"Había nacido, (según
contará después la leyenda, mucho después, cuando sus huesos ya se hayan
desmigado hasta fundirse con el suelo calcáreo en que se convertirá finalmente
la ciudad que lo vio crecer) con unas uñas largas y afiladas como navajas con
las que rompió el vientre de su madre, cortando de paso el cordón de los
afectos y surgiendo su vagido de hambre al mismo tiempo, y de ese modo su
primer alimento fue la sangre materna que manaba de la herida abierta.
Así contarán
después los descendientes de esa nueva raza, olvidada de todas las prácticas de
la civilización, entre ellas la de la cesárea gracias a la cual Pedro Adán había
logrado ver la luz, esa nueva raza que no venía de él aunque fue su líder y el
generalísimo que los llevó a la victoria, y por eso una especie de monumento lo
recordará, una especie de estatua hecha de detritus e inmundicias que se
mezclarán poco a poco, al correr de los años, con las deyecciones de las palomas
y tomará la forma monstruosa con que la posteridad lo conocerá.

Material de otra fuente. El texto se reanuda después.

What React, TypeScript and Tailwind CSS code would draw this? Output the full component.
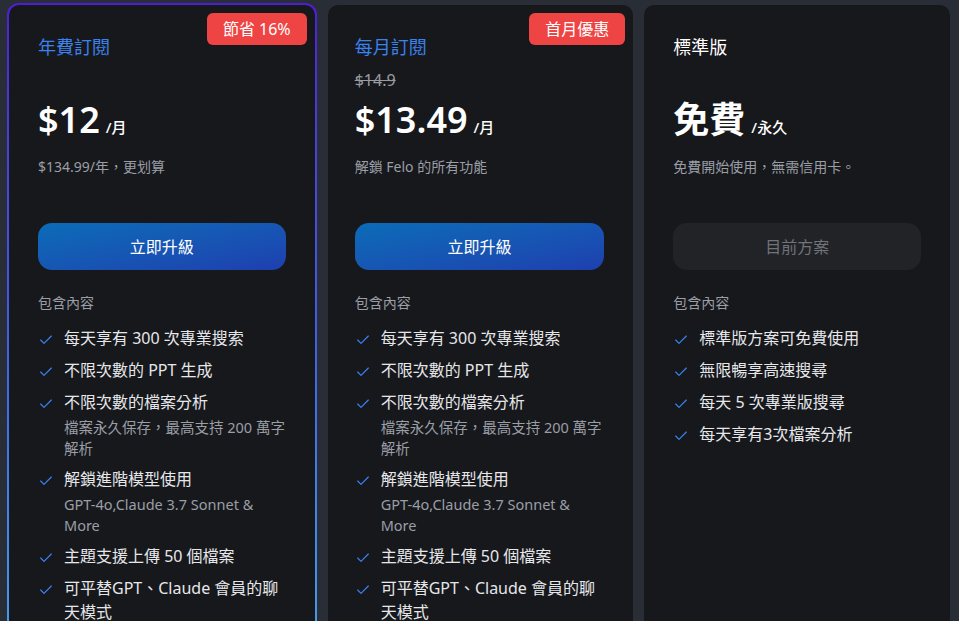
import { Check } from 'lucide-react';

interface Feature {
  text: string;
  sub?: string;
}

interface Plan {
  title: string;
  titleColor: string;
  pad: string;
  oldPrice?: string;
  price: string;
  unit: string;
  note: string;
  badge?: string;
  button: string;
  current?: boolean;
  highlight?: boolean;
  features: Feature[];
}

const proFeatures: Feature[] = [
  { text: '每天享有 300 次專業搜索' },
  { text: '不限次數的 PPT 生成' },
  { text: '不限次數的檔案分析', sub: '檔案永久保存，最高支持 200 萬字解析' },
  { text: '解鎖進階模型使用', sub: 'GPT-4o,Claude 3.7 Sonnet & More' },
  { text: '主題支援上傳 50 個檔案' },
  { text: '可平替GPT、Claude 會員的聊天模式' },
];

const plans: Plan[] = [
  {
    title: '年費訂閱',
    titleColor: 'text-[#3a82ec]',
    pad: 'px-[29px]',
    price: '$12',
    unit: '/月',
    note: '$134.99/年，更划算',
    badge: '節省 16%',
    button: '立即升級',
    highlight: true,
    features: proFeatures,
  },
  {
    title: '每月訂閱',
    titleColor: 'text-[#3a82ec]',
    pad: 'pl-[27px] pr-[29px]',
    oldPrice: '$14.9',
    price: '$13.49',
    unit: '/月',
    note: '解鎖 Felo 的所有功能',
    badge: '首月優惠',
    button: '立即升級',
    features: proFeatures,
  },
  {
    title: '標準版',
    titleColor: 'text-white',
    pad: 'px-[29px]',
    price: '免費',
    unit: '/永久',
    note: '免費開始使用，無需信用卡。',
    button: '目前方案',
    current: true,
    features: [
      { text: '標準版方案可免費使用' },
      { text: '無限暢享高速搜尋' },
      { text: '每天 5 次專業版搜尋' },
      { text: '每天享有3次檔案分析' },
    ],
  },
];

function PlanCard({ plan }: { plan: Plan }) {
  return (
    <div className={`relative h-full rounded-[10px] bg-[#17181c] pt-[28px] pb-10 ${plan.pad}`}>
      {plan.badge && (
        <div className="absolute top-[8px] right-[8px] h-8 rounded-md bg-[#ef4444] px-4 text-[16px] leading-8 text-white">
          {plan.badge}
        </div>
      )}
      <div className={`text-lg leading-7 ${plan.titleColor}`}>{plan.title}</div>
      <div className="mt-[7px] h-6 text-[16px] leading-6 text-[#9a9ca2] line-through">
        {plan.oldPrice}
      </div>
      <div className="mt-2 flex items-baseline gap-[6px]">
        <span className="text-[36px] font-semibold leading-10 text-white">{plan.price}</span>
        <span className="text-[15px] font-medium text-white">{plan.unit}</span>
      </div>
      <div className="mt-[17px] text-[14px] leading-5 text-[#9a9ea6]">{plan.note}</div>
      <button
        className={
          plan.current
            ? 'mt-[46px] h-[47px] w-full rounded-[14px] bg-[#222327] text-[16px] text-[#70737a]'
            : 'mt-[46px] h-[47px] w-full rounded-[14px] bg-linear-to-br from-[#0a6cb8] to-[#1e3faf] text-[16px] text-white'
        }
      >
        {plan.button}
      </button>
      <div className="mt-[23px] text-[14px] leading-5 text-[#9a9ea6]">包含內容</div>
      <ul className="mt-[13px] flex flex-col gap-2">
        {plan.features.map((f) => (
          <li key={f.text} className="flex gap-[10px]">
            <Check className="mt-[6px] h-4 w-4 shrink-0 text-[#3b82f6]" strokeWidth={1.75} />
            <div>
              <div className="text-[16px] leading-6 text-[#e6e7ea]">{f.text}</div>
              {f.sub && (
                <div className="mt-[3px] text-[14.5px] leading-[21px] text-[#9a9ea6]">{f.sub}</div>
              )}
            </div>
          </li>
        ))}
      </ul>
    </div>
  );
}

export default function App() {
  return (
    <div
      className="h-[621px] overflow-hidden bg-[#292d36] pl-[7px] pr-[9px] pt-[3px]"
      style={{ fontFamily: '"Noto Sans", "Noto Sans CJK TC", sans-serif' }}
    >
      <div className="flex gap-[11px]">
        {plans.map((plan) =>
          plan.highlight ? (
            <div
              key={plan.title}
              className="flex-1 rounded-[12px] bg-linear-to-b from-[#4c1fd6] via-[#3f5fe6] to-[#46a0f0] p-[2px]"
            >
              <PlanCard plan={plan} />
            </div>
          ) : (
            <div key={plan.title} className="mt-[2px] flex-1">
              <PlanCard plan={plan} />
            </div>
          )
        )}
      </div>
    </div>
  );
}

Sin embargo, en estos momentos Pedro Adán es sólo uno más de los huérfanos que recorren las calles en busca de alimento; no sabe – no puede saberlo – cuál es la sórdida tarea para la que lo ha elegido el destino. A sus diez años escasos, abandonado por su padre alcohólico – que no había sabido hacerse cargo del niño tras la muerte de su mujer (que dio a luz agotada por la fiebre que diezmaba la población, como en las peores épocas del medioevo, y no pudo sobrevivir al desangramiento y a la peste que campeaba en el hospital sobrepoblado). A los demás los había dejado huérfanos la peste, a él en cambio la orfandad le llegó, además, por abandono. Después de los terremotos que asolaron su ciudad y una tras otra la mayoría de las ciudades de la tierra – aunque él ni siquiera imaginaba que existieran otras ciudades porque este había sido (y será) todo su mundo – vagó un tiempo un poco a la aventura, entrando en los ruinosos edificios, rebuscando entre los despojos, aprovechando los pocos alimentos que habían resistido al desastre. A los desastres. Parece verdad el trasnochado dicho de que las desgracias nunca vienen solas. Pero qué sabía él de desgracias, era simplemente el mundo, el mundo tal y como lo conocía desde siempre.
Arranca, de un manotón rabioso, un manojo de flores que
crece todavía al amparo de una media pared que se alza entre escombros."